Dubbed the ‘heartbeat bill,’ this is the second legislative attempt in less than a year aimed at restricting abortions in a state with a single abortion clinic. In a tweet earlier this week, Governor Phil Bryant thanked the state’s legislature for “protecting the unborn” by passing the bill and sending it to him for his signature. (3/21)
The Washington Post: Mississippi’s New Fetal-Heartbeat Law Bans Most Abortions At About 6 Weeks
Mississippi’s new restrictions are part of a reinvigorated nationwide effort to limit access to abortion, propelled by Republican-dominated state legislatures and an increasingly conservative Supreme Court. This year alone, 12 states have introduced so-called heartbeat bills, including Texas, Florida, Georgia, Ohio and Missouri — some of the country’s most populous states. (Thebault, 3/21)
The Associated Press: Glance At What Some State Legislatures Are Doing On Abortion
Mississippi’s governor signed into law one of the most restrictive abortion bans in the country on Thursday. The bill outlaws abortions after the heartbeat of a fetus can be detected, around roughly the sixth week of a pregnancy.
The ban is set to take effect on July 1, but abortion-rights advocates have already pledged to file lawsuits to stop it. Actions taken on abortion by legislatures across the United States. (3/21)
Cleveland Plain Dealer: Federal Judge Partially Blocks Ohio Law Tightening Abortion Restrictions
A federal judge issued a temporary restraining order late Thursday that partially blocked an Ohio law banning an abortion method called dilation and evacuation — the most common method of second-trimester abortions.
Senior U.S. District Judge Michael Barrett in Cincinnati listed several portions of the law, which then-Gov. John Kasich signed in December, that he barred from being enforced. He did not fully block the implementation of the law, which is set to go into effect Friday. (Heisig, 3/21)
The Wall Street Journal: House Republicans Now Unanimous In Opposing Abortion Rights
The start of a new Democratic-led House this year also marked the end of an era, as the House Republican caucus now doesn’t have a single lawmaker considered a supporter of abortion rights. The unanimity on opposing abortion rights followed the retirements of centrist Republican Reps. Charlie Dent of Pennsylvania and Rodney Frelinghuysen of New Jersey.
Their ranks could continue to diminish in the Senate, where only GOP Sens. Lisa Murkowski of Alaska and Susan Collins of Maine remain as supporters of abortion rights. (Peterson, 3/21)

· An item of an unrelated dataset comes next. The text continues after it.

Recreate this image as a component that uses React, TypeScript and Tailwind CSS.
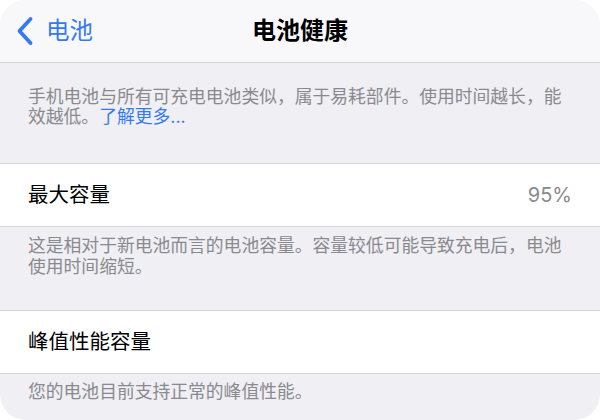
import React from "react";

const App = () => {
  return (
    <div className="w-[600px] h-[420px] bg-white">
      <div
        className="w-[600px] h-[420px] overflow-hidden rounded-[26px] bg-[#efeff4] text-[#8a8a8e]"
        style={{ fontFamily: "Inter, 'Noto Sans CJK SC', sans-serif" }}
      >
        {/* Nav bar */}
        <div className="relative h-[63px] bg-[#f8f8fa] border-b border-[#d6d6da] flex items-center">
          <div className="flex items-center pl-[16px] text-[#3478f6]">
            <svg width="18" height="30" viewBox="0 0 18 30" fill="none">
              <path
                d="M14.5 3 L3.5 15 L14.5 27"
                stroke="#3478f6"
                strokeWidth="3.8"
                strokeLinecap="round"
                strokeLinejoin="round"
              />
            </svg>
            <span className="ml-[12px] text-[23.5px] leading-none">电池</span>
          </div>
          <div className="absolute inset-0 flex items-center justify-center">
            <span className="text-[24px] font-bold text-black leading-none">电池健康</span>
          </div>
        </div>

        {/* Intro text */}
        <div className="h-[100px] px-[28px] pt-[24px]">
          <p className="text-[17.8px] leading-[20px]">
            手机电池与所有可充电电池类似，属于易耗部件。使用时间越长，能效越低。
            <span className="inline-block text-[#3478f6]">了解更多...</span>
          </p>
        </div>

        {/* Max capacity */}
        <div className="h-[64px] bg-white border-y border-[#d6d6da] flex items-center justify-between px-[28px]">
          <span className="text-[20.5px] text-black">最大容量</span>
          <span className="text-[20px] text-[#8a8a8e]">95%</span>
        </div>
        <div className="h-[83px] px-[28px] pt-[8px]">
          <p className="text-[17.8px] leading-[21px]">
            这是相对于新电池而言的电池容量。容量较低可能导致充电后，电池使用时间缩短。
          </p>
        </div>

        {/* Peak performance */}
        <div className="h-[64px] bg-white border-y border-[#d6d6da] flex items-center px-[28px]">
          <span className="text-[20.5px] text-black">峰值性能容量</span>
        </div>
        <div className="px-[28px] pt-[7px]">
          <p className="text-[17.8px] leading-[21px]">您的电池目前支持正常的峰值性能。</p>
        </div>
      </div>
    </div>
  );
};

export default App;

And in other news on abortions and family planning funding —
Politico: Blue States Threaten To Drop Family Planning Program Over Trump Abortion Rule
Some Democratic states plan to withdraw from the main federal family planning program if they can’t win a court challenge to stop the Trump administration from steering the money away from health providers who offer abortions or make abortion referrals.

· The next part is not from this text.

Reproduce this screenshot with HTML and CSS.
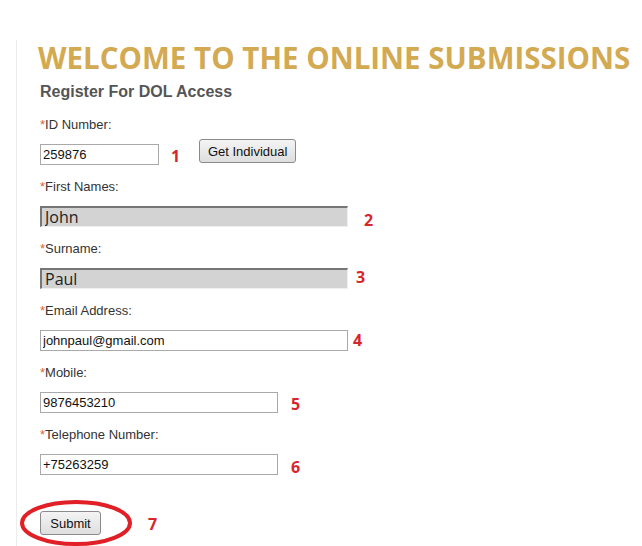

Oregon and Washington already have said they would opt out of the Title X program, which steers $286.5 million for birth control and reproductive health services for low-income women, if the new rules take effect in early May. Maryland could soon join them, and other states may follow. They say the new restrictions would undermine medical care for patients, and, in some cases, violate state laws. (Roubein and Ollstein, 3/21) Source.